-- Start --
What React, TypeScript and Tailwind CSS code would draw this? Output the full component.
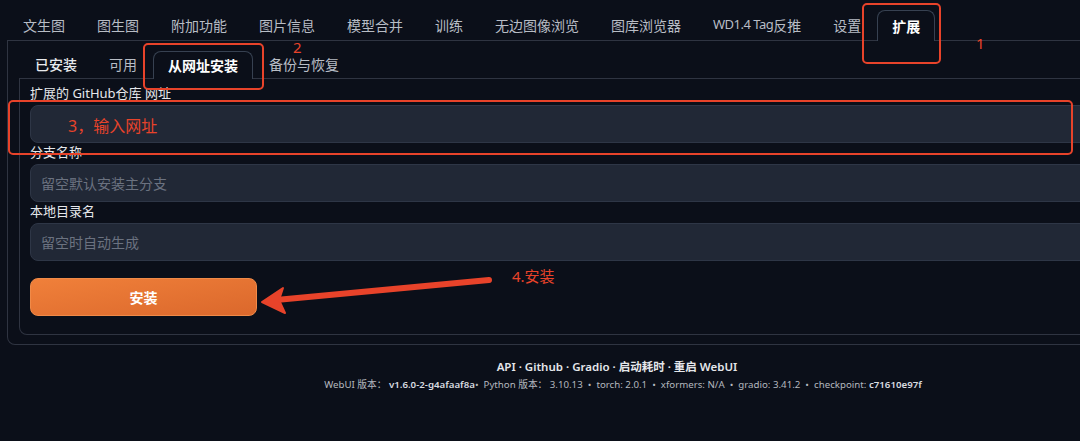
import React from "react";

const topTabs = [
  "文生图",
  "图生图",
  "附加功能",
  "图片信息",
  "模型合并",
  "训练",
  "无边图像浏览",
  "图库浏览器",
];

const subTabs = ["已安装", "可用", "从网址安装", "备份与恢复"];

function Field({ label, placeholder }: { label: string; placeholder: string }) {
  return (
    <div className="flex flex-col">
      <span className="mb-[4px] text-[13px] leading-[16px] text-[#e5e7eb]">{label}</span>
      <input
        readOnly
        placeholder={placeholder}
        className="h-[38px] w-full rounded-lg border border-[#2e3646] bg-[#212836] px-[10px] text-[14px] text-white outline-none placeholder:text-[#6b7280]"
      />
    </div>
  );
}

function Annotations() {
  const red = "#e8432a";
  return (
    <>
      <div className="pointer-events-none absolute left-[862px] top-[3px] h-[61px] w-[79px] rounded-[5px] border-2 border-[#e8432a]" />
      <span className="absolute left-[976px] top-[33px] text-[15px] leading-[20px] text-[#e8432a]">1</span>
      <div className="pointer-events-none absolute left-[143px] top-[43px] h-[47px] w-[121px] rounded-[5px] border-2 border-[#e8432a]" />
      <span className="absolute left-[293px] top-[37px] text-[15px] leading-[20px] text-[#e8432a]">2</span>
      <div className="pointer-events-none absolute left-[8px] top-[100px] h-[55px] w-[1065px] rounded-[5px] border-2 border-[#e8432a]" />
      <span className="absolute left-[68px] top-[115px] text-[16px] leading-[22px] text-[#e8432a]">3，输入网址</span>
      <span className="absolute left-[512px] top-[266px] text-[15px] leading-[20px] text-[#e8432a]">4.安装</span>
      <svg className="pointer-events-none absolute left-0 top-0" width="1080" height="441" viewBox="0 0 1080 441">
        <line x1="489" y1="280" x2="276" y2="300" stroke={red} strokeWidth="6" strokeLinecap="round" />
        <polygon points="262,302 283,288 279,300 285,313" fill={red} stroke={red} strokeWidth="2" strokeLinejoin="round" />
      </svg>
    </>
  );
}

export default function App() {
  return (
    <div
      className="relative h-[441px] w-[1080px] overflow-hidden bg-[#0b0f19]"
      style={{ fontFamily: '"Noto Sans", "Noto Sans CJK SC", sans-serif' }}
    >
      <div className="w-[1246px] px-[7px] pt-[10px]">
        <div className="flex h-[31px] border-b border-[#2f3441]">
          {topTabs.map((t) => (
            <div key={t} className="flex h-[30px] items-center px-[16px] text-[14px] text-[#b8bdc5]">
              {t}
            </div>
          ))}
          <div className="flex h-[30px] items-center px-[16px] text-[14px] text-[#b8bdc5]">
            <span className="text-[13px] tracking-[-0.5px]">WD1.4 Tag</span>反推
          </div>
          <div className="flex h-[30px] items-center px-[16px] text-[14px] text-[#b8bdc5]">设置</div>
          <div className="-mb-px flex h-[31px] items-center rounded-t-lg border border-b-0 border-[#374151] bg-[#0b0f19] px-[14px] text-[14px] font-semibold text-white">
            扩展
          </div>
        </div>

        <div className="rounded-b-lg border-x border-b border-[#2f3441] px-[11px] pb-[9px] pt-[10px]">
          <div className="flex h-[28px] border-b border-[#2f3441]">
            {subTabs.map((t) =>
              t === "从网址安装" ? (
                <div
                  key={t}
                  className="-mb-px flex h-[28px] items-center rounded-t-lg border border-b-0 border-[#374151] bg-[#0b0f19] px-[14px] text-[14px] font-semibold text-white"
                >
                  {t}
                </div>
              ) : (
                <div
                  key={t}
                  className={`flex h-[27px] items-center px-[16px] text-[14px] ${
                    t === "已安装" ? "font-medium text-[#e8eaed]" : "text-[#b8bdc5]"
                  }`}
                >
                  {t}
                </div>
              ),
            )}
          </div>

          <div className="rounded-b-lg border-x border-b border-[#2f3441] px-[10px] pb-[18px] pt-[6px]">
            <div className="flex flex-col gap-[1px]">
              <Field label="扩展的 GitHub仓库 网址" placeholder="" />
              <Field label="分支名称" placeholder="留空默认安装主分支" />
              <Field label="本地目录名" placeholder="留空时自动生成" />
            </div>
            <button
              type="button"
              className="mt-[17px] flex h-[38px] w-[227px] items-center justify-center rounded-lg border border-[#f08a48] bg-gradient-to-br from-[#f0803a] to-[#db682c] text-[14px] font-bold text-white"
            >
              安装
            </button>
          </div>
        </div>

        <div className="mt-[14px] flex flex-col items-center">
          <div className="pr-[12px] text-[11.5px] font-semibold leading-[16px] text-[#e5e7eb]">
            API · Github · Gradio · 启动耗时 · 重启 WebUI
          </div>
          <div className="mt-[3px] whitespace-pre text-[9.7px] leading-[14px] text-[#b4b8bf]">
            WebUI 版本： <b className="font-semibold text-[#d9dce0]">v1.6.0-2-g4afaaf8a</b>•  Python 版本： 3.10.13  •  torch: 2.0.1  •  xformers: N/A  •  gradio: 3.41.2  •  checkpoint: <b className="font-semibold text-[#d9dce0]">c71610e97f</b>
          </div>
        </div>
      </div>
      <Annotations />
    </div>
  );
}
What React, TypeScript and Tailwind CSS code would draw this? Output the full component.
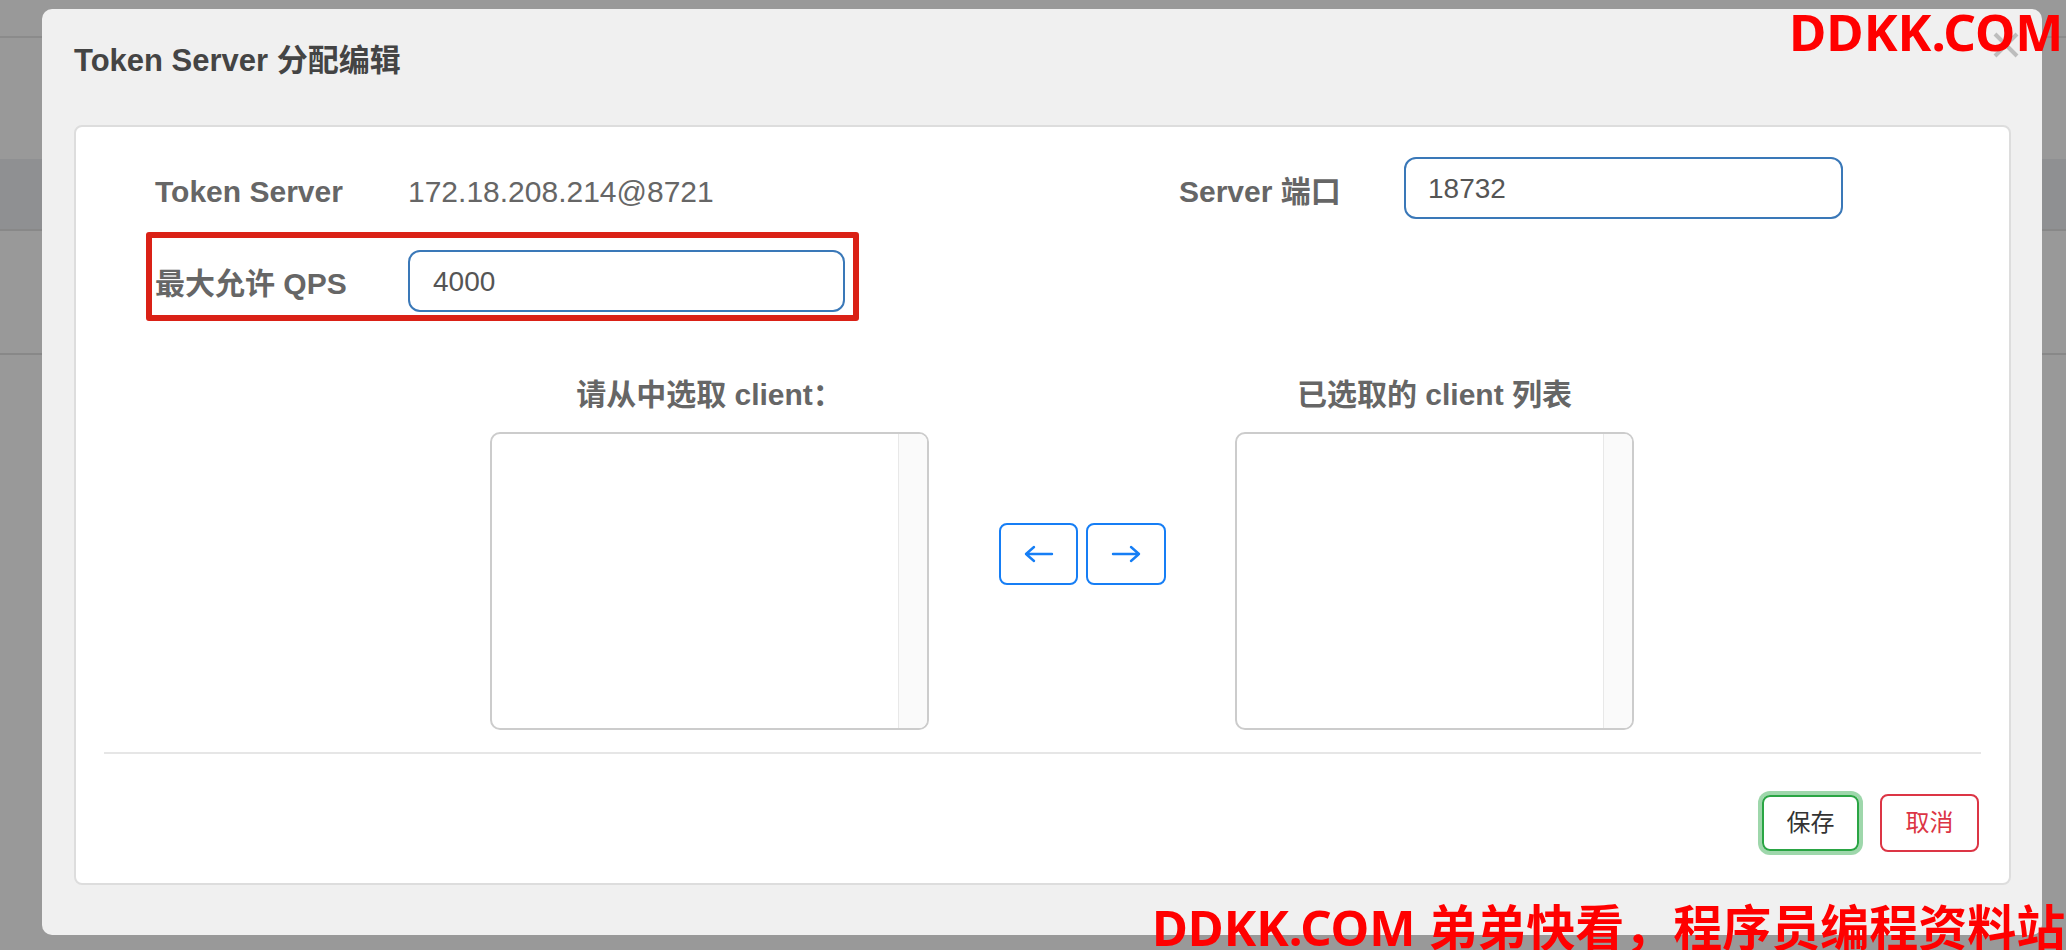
-- End --
-- Start --
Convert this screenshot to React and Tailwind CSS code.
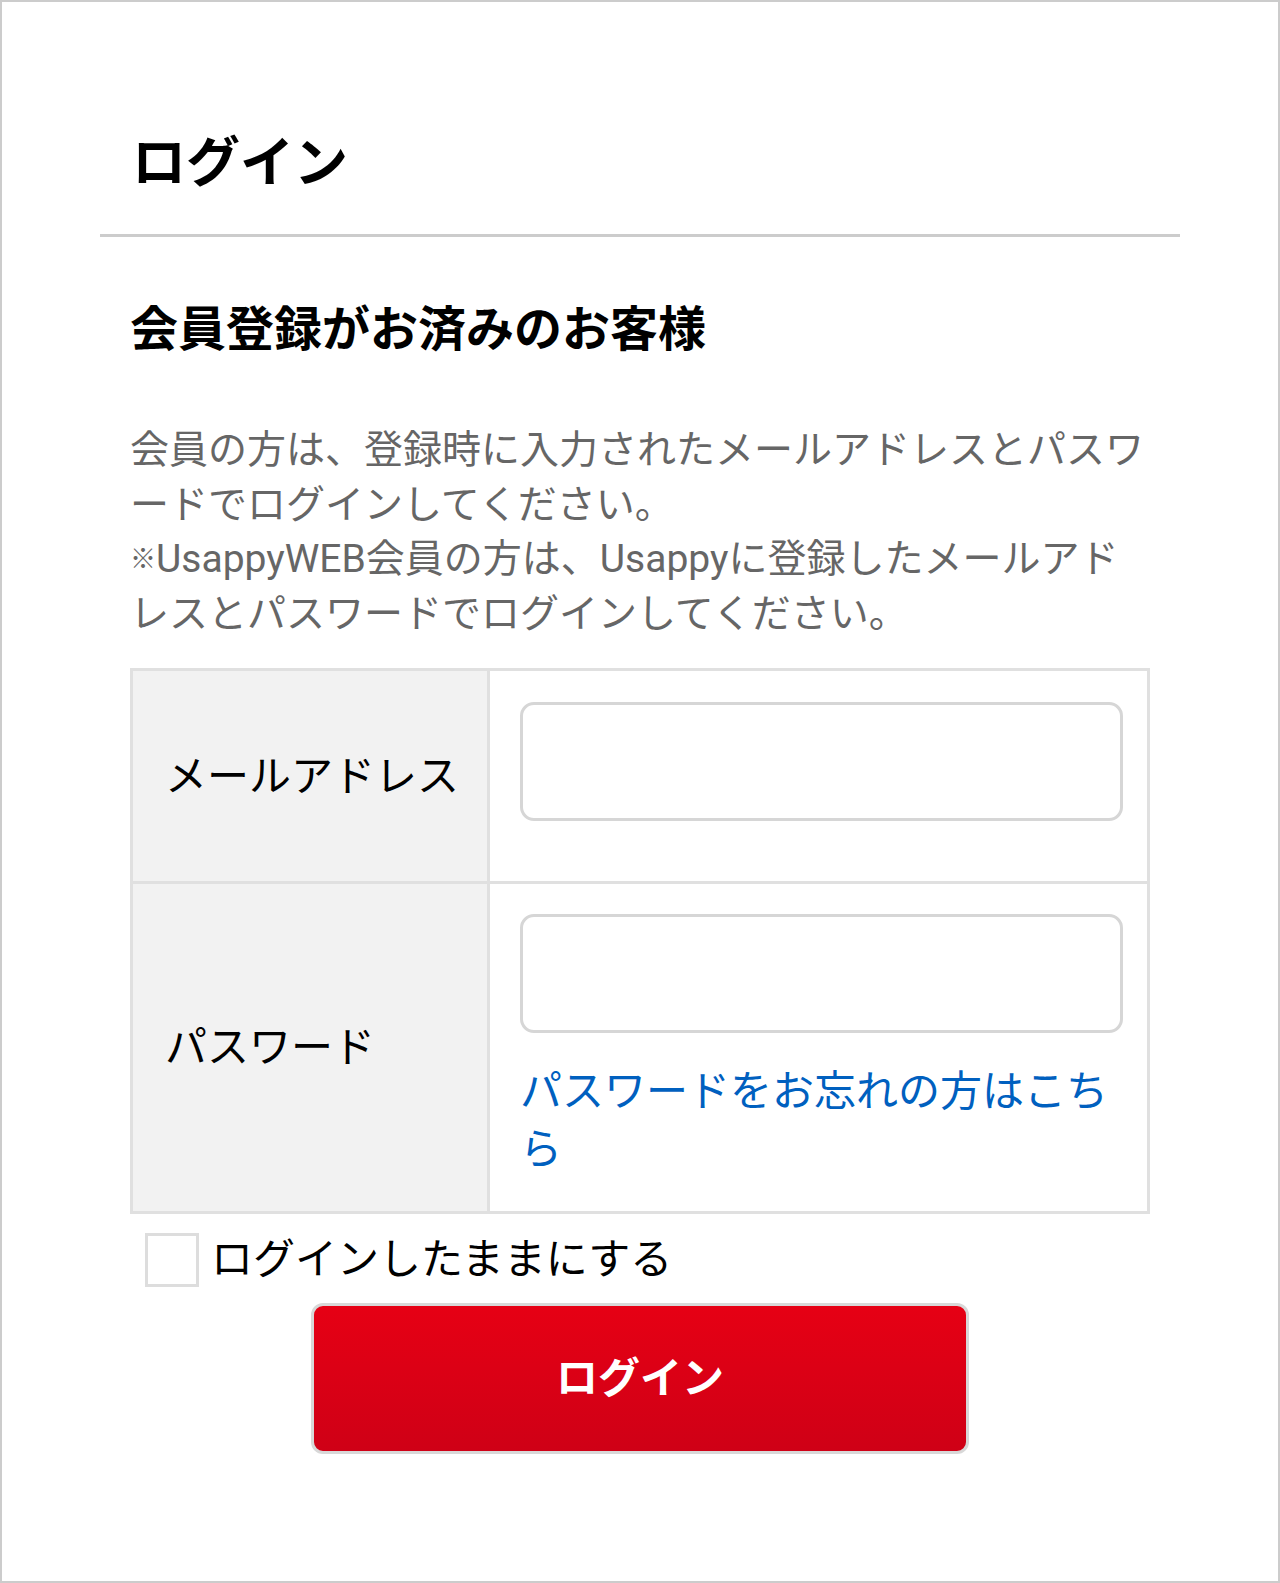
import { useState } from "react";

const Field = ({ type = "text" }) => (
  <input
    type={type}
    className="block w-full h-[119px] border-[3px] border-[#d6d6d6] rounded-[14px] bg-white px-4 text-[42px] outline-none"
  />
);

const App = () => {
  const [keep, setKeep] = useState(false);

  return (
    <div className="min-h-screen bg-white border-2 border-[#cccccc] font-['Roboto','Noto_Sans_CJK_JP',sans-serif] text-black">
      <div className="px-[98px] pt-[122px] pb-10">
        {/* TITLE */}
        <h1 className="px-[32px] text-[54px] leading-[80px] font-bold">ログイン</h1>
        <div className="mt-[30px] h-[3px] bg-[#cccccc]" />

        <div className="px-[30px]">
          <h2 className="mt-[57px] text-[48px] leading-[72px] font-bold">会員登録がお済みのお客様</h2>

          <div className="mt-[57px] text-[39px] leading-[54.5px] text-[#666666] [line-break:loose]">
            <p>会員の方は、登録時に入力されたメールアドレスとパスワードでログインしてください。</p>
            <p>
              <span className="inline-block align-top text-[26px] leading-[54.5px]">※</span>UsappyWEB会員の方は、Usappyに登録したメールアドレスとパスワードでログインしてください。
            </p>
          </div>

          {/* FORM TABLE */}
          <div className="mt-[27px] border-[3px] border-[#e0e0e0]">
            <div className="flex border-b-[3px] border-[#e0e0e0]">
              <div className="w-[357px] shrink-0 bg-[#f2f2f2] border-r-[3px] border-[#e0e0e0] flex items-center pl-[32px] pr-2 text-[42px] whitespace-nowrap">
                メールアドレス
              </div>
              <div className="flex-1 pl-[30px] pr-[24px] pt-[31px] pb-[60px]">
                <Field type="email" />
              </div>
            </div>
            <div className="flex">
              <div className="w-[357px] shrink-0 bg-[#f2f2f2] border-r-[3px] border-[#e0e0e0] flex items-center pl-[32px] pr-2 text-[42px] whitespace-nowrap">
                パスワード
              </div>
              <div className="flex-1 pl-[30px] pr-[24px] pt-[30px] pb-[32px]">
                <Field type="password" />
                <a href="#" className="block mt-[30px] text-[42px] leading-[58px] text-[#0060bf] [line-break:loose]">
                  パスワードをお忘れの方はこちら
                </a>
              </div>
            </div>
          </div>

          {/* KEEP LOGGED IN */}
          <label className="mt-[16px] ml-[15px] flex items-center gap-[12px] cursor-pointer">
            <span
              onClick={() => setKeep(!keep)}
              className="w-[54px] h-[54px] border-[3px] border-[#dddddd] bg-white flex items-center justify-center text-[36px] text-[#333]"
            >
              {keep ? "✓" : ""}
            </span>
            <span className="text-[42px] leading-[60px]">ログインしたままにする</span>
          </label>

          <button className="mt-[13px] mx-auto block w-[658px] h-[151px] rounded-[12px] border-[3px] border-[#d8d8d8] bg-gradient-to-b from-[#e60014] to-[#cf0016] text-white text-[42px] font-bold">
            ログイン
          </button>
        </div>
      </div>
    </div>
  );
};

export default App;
-- End --
-- Start --
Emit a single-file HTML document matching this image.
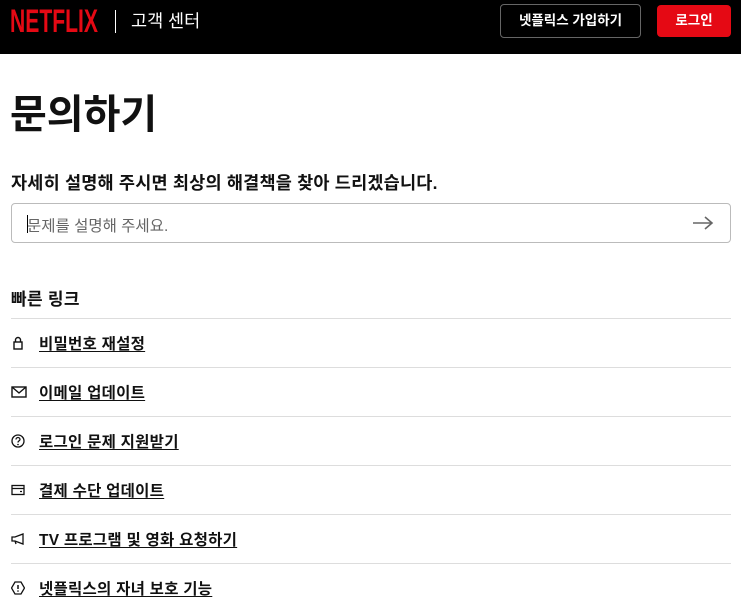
-- End --
WHAT IS EXPECTED:
The lines to print start at the line containing "Convert this screenshot" and end at the line containing "const [keep, setKeep] = useState(false);"; print them exactly, both ends included, and leave out every picture.

WORKED SOLUTION:
Convert this screenshot to React and Tailwind CSS code.
import { useState } from "react";

const Field = ({ type = "text" }) => (
  <input
    type={type}
    className="block w-full h-[119px] border-[3px] border-[#d6d6d6] rounded-[14px] bg-white px-4 text-[42px] outline-none"
  />
);

const App = () => {
  const [keep, setKeep] = useState(false);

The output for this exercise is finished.